Back in January, I redeemed my Shoppers Optimum points for a few things, one of them being this palette. I’ve been using it off and on since then and figured it’s time for a review. While this isn’t a newly released palette (by any means – it was officially released way back in 2013), it’s one that I’ve been interested in a for a while, especially because I love the Urban Decay’s original Naked palette. How did it fare? Keep reading to find out!
From the Urban Decay website:
“Experiment with 12 NEVER-BEFORE-SEEN (and insanely beautiful) rose-hued neutrals—from pale, shimmery pink to deep black matte with rosy red micro-glitter. It’s finally here: the long-awaited follow-up Naked and Naked2 (two of the industry’s all-time bestselling palettes)! And this time around, we’re giving you a dozen NEW ways to get Naked. (Yes, we loaded this palette with 12 NEVER-BEFORE-SEEN shades.)
Choose from every finish imaginable: ultra-smooth mattes, gorgeous pearls and glimmering metallics. From the palest, shimmery pink to deep, warm black, these neutrals will make you want to get Naked all over again. Every shade features our Pigment Infusion System™ the proprietary blend of ingredients that gives each shade its velvety texture, rich color, serious staying power and blendability.”
$66 CAD / $54 USD for 0.6 oz / 12 x 0.05 oz
- Lorac Unzipped Eyeshadow palette – $42 USD for 0.39 oz / 12 x 0.03 oz
- Mac Dusky Rose x 9 – $32 USD/ $42 CAD for 0.20 oz / 9 x 0.02 oz
- Huda Beauty Rose Gold Remastered palette – $65 USD / $85 CAD for 0.58 oz / 18 x 0.03 oz
This palette is housed in a rose gold, art-school inspired textured tin case. Inside is a generous mirror that spans the length of the palette and it includes a double ended brush. People often complain about the brushes they include in palettes but I rarely do – more times than not, I use and enjoy them and find them to be good quality, as is the case with this one.
Overall I like the packaging of this palette; while it is a little bulky, I find it secure and sturdy which makes it great for travel. I’m a fan of the design because not only is it pretty, it’s also unique in the midst of all of the cardboard palettes out there. My only complaint is that it isn’t the easiest to open – it’s a little sticky and stiff but I don’t consider this a big deal.
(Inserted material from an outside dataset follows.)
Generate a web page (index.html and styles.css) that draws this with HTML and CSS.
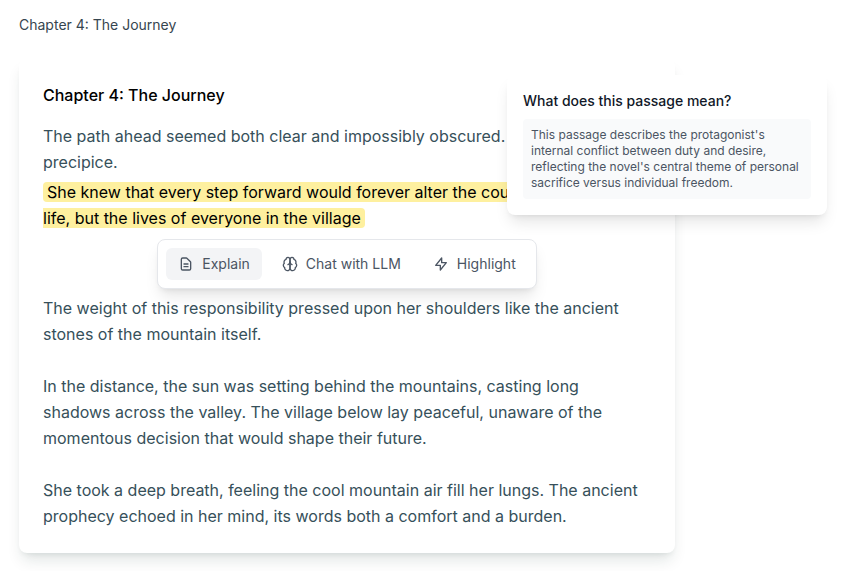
FILE: index.html
```
<!DOCTYPE html>
<html lang="en">
<head>
	<meta charset="utf-8">
	<title>Chapter 4: The Journey</title>
	<meta name="viewport" content="width=device-width, initial-scale=1">
	<link rel="stylesheet" href="styles.css">
</head>
<body>
<header class="topbar">Chapter 4: The Journey</header>
<main class="reader">
	<article class="page">
		<h1>Chapter 4: The Journey</h1>
		<p>The path ahead seemed both clear and impossibly obscured. She stood at the precipice.</p>
		<p class="passage"><mark>She knew that every step forward would forever alter the course of not just her life, but the lives of everyone in the village</mark></p>
		<div class="toolbar">
			<button type="button" class="current">
				<svg viewBox="0 0 24 24"><path d="M9 12h6m-6 4h6m2 5H7a2 2 0 0 1-2-2V5a2 2 0 0 1 2-2h5.586a1 1 0 0 1 .707.293l5.414 5.414a1 1 0 0 1 .293.707V19a2 2 0 0 1-2 2z"/></svg>
				Explain
			</button>
			<button type="button">
				<svg viewBox="0 0 24 24"><path d="M12 5a3 3 0 1 0-5.997.125 4 4 0 0 0-2.526 5.77 4 4 0 0 0 .556 6.588A4 4 0 1 0 12 18Z"/><path d="M12 5a3 3 0 1 1 5.997.125 4 4 0 0 1 2.526 5.77 4 4 0 0 1-.556 6.588A4 4 0 1 1 12 18Z"/><path d="M15 13a4.5 4.5 0 0 1-3-4 4.5 4.5 0 0 1-3 4"/></svg>
				Chat with LLM
			</button>
			<button type="button">
				<svg viewBox="0 0 24 24"><path d="M13 10V3L4 14h7v7l9-11h-7z"/></svg>
				Highlight
			</button>
		</div>
		<p>The weight of this responsibility pressed upon her shoulders like the ancient stones of the mountain itself.</p>
		<p>In the distance, the sun was setting behind the mountains, casting long shadows across the valley. The village below lay peaceful, unaware of the momentous decision that would shape their future.</p>
		<p>She took a deep breath, feeling the cool mountain air fill her lungs. The ancient prophecy echoed in her mind, its words both a comfort and a burden.</p>
		<aside class="answer">
			<h2>What does this passage mean?</h2>
			<p>This passage describes the protagonist's internal conflict between duty and desire, reflecting the novel's central theme of personal sacrifice versus individual freedom.</p>
		</aside>
	</article>
</main>
</body>
</html>
```
FILE: styles.css
```
body,h1,h2,p{margin:0;padding:0;}
body{color:#374151;background:#fff;font:16px/26px Inter,"Liberation Sans",sans-serif;}
.topbar{padding:15px 19px 0;font-size:14px;line-height:20px;color:#36454f;}
.reader{padding:24px 177px 18px 19px;}
.page{position:relative;padding:24px;background:#fff;border-radius:8px;box-shadow:0 10px 15px -3px rgba(20,50,45,.12),0 4px 6px -4px rgba(20,50,45,.12);}
.page h1{margin-bottom:16px;font-size:16px;line-height:24px;font-weight:500;color:#000;}
.page > p{padding-right:4px;color:#36505a;}
.page > p + p{margin-top:26px;}
.page > .passage.passage{margin-top:4px;}
mark{padding:0 4px;background:#fef09f;color:#000;border-radius:4px;}

.toolbar{display:flex;gap:8px;width:fit-content;box-sizing:border-box;margin:8px auto 6px;padding:8px;background:#fff;border:1px solid #e5e7eb;border-radius:8px;box-shadow:0 10px 15px -3px rgba(0,0,0,.1),0 4px 6px -4px rgba(0,0,0,.1);}
.toolbar button{display:flex;align-items:center;gap:8px;height:32px;padding:0 12px;border:0;border-radius:6px;background:none;color:#4b5563;font:14px/20px Inter,"Liberation Sans",sans-serif;cursor:pointer;}
.toolbar button.current,.toolbar button:hover{background:#f3f4f6;}
.toolbar svg{width:16px;height:16px;fill:none;stroke:currentColor;stroke-width:2;stroke-linecap:round;stroke-linejoin:round;}

/* answer card hangs over the right edge of the page */
.answer{position:absolute;top:16px;right:-152px;width:320px;box-sizing:border-box;padding:16px;background:#fff;border-radius:8px;box-shadow:0 10px 15px -3px rgba(0,0,0,.1),0 4px 6px -4px rgba(0,0,0,.1);}
.answer h2{margin-bottom:8px;font-size:14px;line-height:20px;font-weight:500;color:#111827;}
.answer p{padding:8px;background:#f9fafb;border-radius:4px;color:#4b5563;font-size:12px;line-height:16px;}
```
There is no noticeable scent to these shadows.
SWATCHES & SHADES
FORMULAS & PERFORMANCE
It’s hard to breakdown the different formulas in this palette according to Urban Decay’s description of the formulas so to simplify it just note that there are only 2 true matte shades in here and the rest are a mix of satins, shimmers with glitter, metallics, metallic shimmers and mattes with glitter.
I was interested to see how this palette would compare to the original Naked palette, which is one of my favourites. The one I own is one of the very first released and it was, and still is, very well-loved by me. However, I’ve heard that Urban Decay changed their formulation a few years in and the newer palettes did not reflect the same quality – which is irritating to say the least.
Unfortunately I’d have to agree with the fact that this isn’t quite up to same quality level as my original Naked palette; while I found most of the shadows in the original to be creamy and smooth, there are a few misses, oddly the first 3 shadows. Specifically Strange, which I found to be quite chalky and lacking pigment and Dust, which is slightly gritty and works best as a glittery top coat. I also found Burnout to be a little chunky. Otherwise, I find the remaining shadows to be on par with the formula of the original palette.
Overall blendability was pretty good and I liked that I could build up the shadows without them becoming muddy. Fallout is definitely an issue, particularly with any of the shimmer or glittery shades – ensure you have a large fluffy brush on hand to wipe away excess shadow afterwards (you will need it). I think the metallic shadows are the standouts in this palette – aside from Dust, I find them all to be smooth, creamy and exceptionally pigmented.
I must say that I enjoyed the versatility of this palette; I was able to make a variety of looks – some more natural, some for glam but ultimately I think it offers a great variation of shades that are perfect for everyday use. My favourite shades are Buzz (metallic rose), Trick (metallic gold) and Mugshot (metallic taupe).
As usual, I paired these shadows up with my Too Faced Eyeshadow Insurance Eye Primer and they lasted me a good 7 hours minimum before I started to see some fading. Note that I have exceptionally oily eyelids and I cannot wear eyeshadow without a primer underneath (otherwise I end up with creasing within an hour of wear).
- Sturdy and pretty packaging
- Includes a good quality brush
- Lovely array of rosy and neutral shades
- Overall good quality shadows
- A few dud shades (Strange, Dust)
- Lots of fallout
- A little pricey
Despite this not being as good as my original Naked palette, I am pretty happy with it. I love the shade range – it’s fantastic for travel because I can do anything from a romantic rosy eye to a dramatic smokey eye. I think if you enjoy a neutral and rosy eyeshadows, it is one to consider.
What’s your favourite Naked palette?